EXERCISE DIRECTIONS
Extract and list every line that contains the word "this".

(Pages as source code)
----

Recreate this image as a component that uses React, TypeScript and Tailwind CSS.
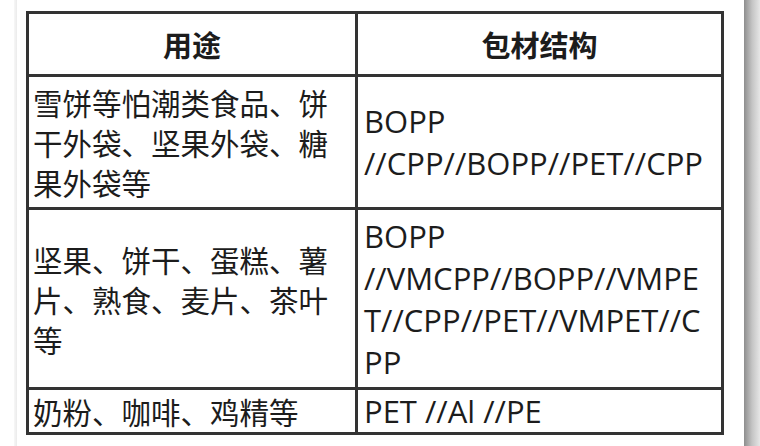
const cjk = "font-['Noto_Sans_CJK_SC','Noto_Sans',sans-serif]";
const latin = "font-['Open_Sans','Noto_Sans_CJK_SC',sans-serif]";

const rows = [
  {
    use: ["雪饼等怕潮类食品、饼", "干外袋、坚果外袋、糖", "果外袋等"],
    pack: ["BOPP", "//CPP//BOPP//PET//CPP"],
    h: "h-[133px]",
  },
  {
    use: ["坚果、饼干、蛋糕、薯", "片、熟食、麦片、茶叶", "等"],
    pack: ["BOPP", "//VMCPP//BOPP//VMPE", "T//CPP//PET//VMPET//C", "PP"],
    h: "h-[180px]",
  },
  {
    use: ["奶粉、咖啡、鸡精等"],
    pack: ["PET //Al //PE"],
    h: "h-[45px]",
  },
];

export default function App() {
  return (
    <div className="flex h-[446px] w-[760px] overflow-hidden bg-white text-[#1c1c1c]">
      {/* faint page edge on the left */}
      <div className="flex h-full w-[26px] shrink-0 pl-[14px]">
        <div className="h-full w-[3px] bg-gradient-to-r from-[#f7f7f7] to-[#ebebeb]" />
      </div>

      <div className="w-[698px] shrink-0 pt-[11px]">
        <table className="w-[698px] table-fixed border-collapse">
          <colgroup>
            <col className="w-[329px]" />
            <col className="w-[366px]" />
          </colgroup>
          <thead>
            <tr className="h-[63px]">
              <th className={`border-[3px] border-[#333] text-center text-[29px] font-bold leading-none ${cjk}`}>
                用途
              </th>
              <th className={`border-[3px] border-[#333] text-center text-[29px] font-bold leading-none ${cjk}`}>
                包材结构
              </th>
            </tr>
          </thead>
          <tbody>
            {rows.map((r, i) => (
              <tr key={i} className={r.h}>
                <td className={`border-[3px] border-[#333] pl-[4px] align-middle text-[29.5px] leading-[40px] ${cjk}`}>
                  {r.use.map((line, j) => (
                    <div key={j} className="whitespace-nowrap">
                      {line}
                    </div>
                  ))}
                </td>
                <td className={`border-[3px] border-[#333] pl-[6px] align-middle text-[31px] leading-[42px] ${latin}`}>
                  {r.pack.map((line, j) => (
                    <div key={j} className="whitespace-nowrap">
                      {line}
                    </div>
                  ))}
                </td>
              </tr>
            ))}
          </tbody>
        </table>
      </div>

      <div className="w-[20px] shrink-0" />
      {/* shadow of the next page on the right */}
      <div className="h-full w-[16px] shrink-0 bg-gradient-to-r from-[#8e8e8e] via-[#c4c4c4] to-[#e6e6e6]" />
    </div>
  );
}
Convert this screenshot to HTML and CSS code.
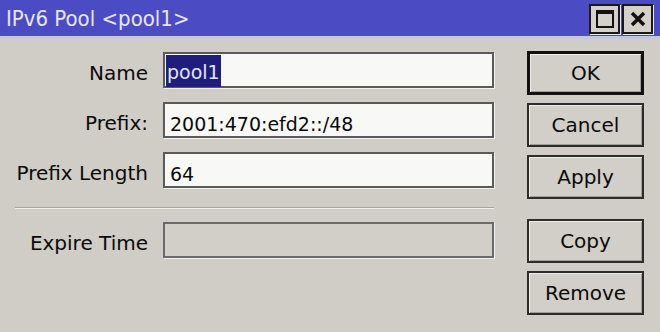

----

EXERCISE OUTPUT
Recreate this image as a component that uses React, TypeScript and Tailwind CSS.
Convert this screenshot to HTML and CSS code.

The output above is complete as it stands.